Photo: Anne Akers

Anne’s Patch: Reaping what I’ve sown

20 August 2019

I know I’ve said this nearly every month, but it’s been a funny old year on the allotment, writes Anne Akers.

Last year at this time, I had made a bumper batch of blackberry jam in time for the village show.

This year, those blackberries are still green. And while it’s good to use under-ripe fruit for jam, green blackberries won’t win me any prizes and would probably give me belly ache!

Photo: Anne Akers

The cold/hot/wet/dry/windy weather has played havoc with the harvest.

Plums have split, or been eaten by wasps, or both, strawberries were a non-event and my potatoes have died off, as have my neighbour’s though some on the allotments report a good crop.

Onions are OK, though shallots have been superb. It always feels better value that you plant one shallot set (a mini shallot) and from that, you get half a dozen.  Plant one onion set and you get one onion.

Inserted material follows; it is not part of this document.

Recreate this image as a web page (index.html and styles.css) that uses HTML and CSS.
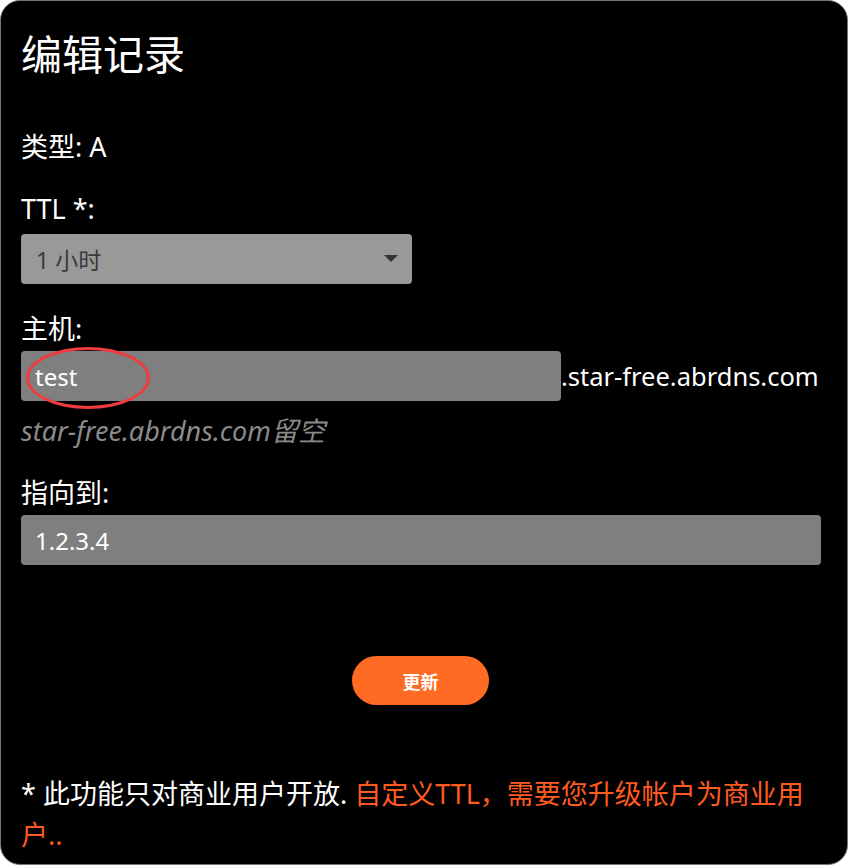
FILE: index.html
```html
<!DOCTYPE html>
<html lang="zh-CN">
<head>
<meta charset="utf-8">
<title>编辑记录</title>
<link rel="stylesheet" href="styles.css">
</head>
<body>
<div class="card">
  <h1 class="title">编辑记录</h1>
  <div class="type-row">类型: A</div>
  <div class="field field-ttl">
    <label class="label">TTL *:</label>
    <div class="select">
      <span>1 小时</span>
      <svg class="caret" width="14" height="8" viewBox="0 0 14 8"><path d="M0 0H14L7 7Z" fill="#333"/></svg>
    </div>
  </div>
  <div class="field field-host">
    <label class="label">主机:</label>
    <div class="host-row">
      <div class="input input-host">test</div>
      <span class="suffix">.star-free.abrdns.com</span>
      <span class="circle"></span>
    </div>
    <div class="hint">star-free.abrdns.com留空</div>
  </div>
  <div class="field field-target">
    <label class="label">指向到:</label>
    <div class="input input-full">1.2.3.4</div>
  </div>
  <div class="actions">
    <button class="btn">更新</button>
  </div>
  <p class="note">* 此功能只对商业用户开放. <span class="accent">自定义TTL，需要您升级帐户为商业用户..</span></p>
</div>
</body>
</html>
```
FILE: styles.css
```css
html, body {
  margin: 0;
  background: #fff;
}
body {
  font-family: "Noto Sans", "Noto Sans CJK SC", sans-serif;
  color: #fff;
}
.card {
  box-sizing: border-box;
  width: 848px;
  height: 865px;
  background: #000;
  border: 1px solid #777;
  border-radius: 20px;
  padding: 25px 27px 0 20px;
  overflow: hidden;
}
.title {
  margin: 0;
  font-size: 41px;
  font-weight: normal;
  line-height: 56px;
}
.type-row {
  margin-top: 49px;
  font-size: 27px;
  line-height: 32px;
}
.field {
  display: flex;
  flex-direction: column;
}
.label {
  font-size: 27px;
  line-height: 32px;
}
.field-ttl { margin-top: 30px; }
.field-ttl .label { margin-bottom: 9px; }
.select {
  box-sizing: border-box;
  width: 391px;
  height: 50px;
  background: #999;
  border-radius: 4px;
  color: #3a3a3a;
  font-size: 23px;
  padding: 0 14px 0 15px;
  display: flex;
  align-items: center;
  justify-content: space-between;
}
.field-host { margin-top: 29px; }
.field-host .label { margin-bottom: 6px; }
.host-row {
  position: relative;
  display: flex;
  align-items: center;
  white-space: nowrap;
}
.input {
  box-sizing: border-box;
  height: 50px;
  background: #7f7f7f;
  border-radius: 4px;
  color: #fff;
  font-size: 24px;
  padding: 0 14px;
  display: flex;
  align-items: center;
  flex-shrink: 0;
}
.input-host { width: 540px; }
.input-full { width: 800px; }
.suffix {
  font-size: 25.5px;
  white-space: nowrap;
}
.circle {
  position: absolute;
  left: 5px;
  top: -4px;
  width: 124px;
  height: 62px;
  border: 3.5px solid #f03c3c;
  border-radius: 50%;
  box-sizing: border-box;
}
.hint {
  margin-top: 14px;
  font-size: 27px;
  line-height: 32px;
  font-style: italic;
  color: #8a8a8a;
}
.field-target { margin-top: 30px; }
.field-target .label { margin-bottom: 6px; }
.actions {
  display: flex;
  justify-content: center;
  margin-top: 91px;
}
.btn {
  width: 137px;
  height: 49px;
  border: none;
  border-radius: 25px;
  background: #ff6b22;
  color: #fff;
  font-family: inherit;
  font-size: 18px;
  font-weight: bold;
}
.note {
  margin: 68px 0 0;
  font-size: 27px;
  line-height: 41px;
}
.accent { color: #ff5b1f; }
```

With the disappointment the of potatoes, I’ve due them all up and planted squash, you can’t go wrong with squash and they store very well.

The best crops this year and indeed every year, are broad beans, beetroot and leeks.

I’ve frozen three batches of broad beans which will see us through until the spring and am currently harvesting four different types of beetroot which are either baked, served in salad, pickled or made into crisps or chutney.

There are claims that beetroot is a superfood, there’s certainly evidence that its high nitrate levels helps reduce blood pressure, increases blood flow and can improve athletic performance.  

The whole lot is edible, though personally I find the leaves a bit earthy tasting. And there is one other thing, it comes out the same colour as it goes in, I’ll say no more, just don’t be concerned if that happens after you eat a lot of it!

Beetroot, like potatoes, leeks and some brassicas, can be overwintered, though I prefer to pick the beets young and small, they are sweeter and tastier.

The only challenge then is what to do with them all. Chutney is always a good solution, it’s just vinegar or wine vinegar, sugar, apples, onions and whatever else you please.

I made spiced beetroot and orange chutney, the smell of cloves, and cinnamon were Christmas in a jar, which is just as well as they will be Christmas presents. I also made cucumber chutney, with the glut from the greenhouse.

It’s showtime in Calverleyt at the end of the month. Allotmenteers will be trimming their onions, measuring their beans, weighing their marrows and polishing their potatoes.

It’s a serious business this showing and there is a good deal of friendly rivalry.

I’ll not be entering any of my produce, unless it’s in the novelty vegetable category. My raspberries may be good enough, but that’s about it.

Of course the chutneys and gooseberry jam will be entered and I may bake a cake. One of the categories is a cake made with a vegetable, and seeing as I have plenty of beetroot, I may well do that.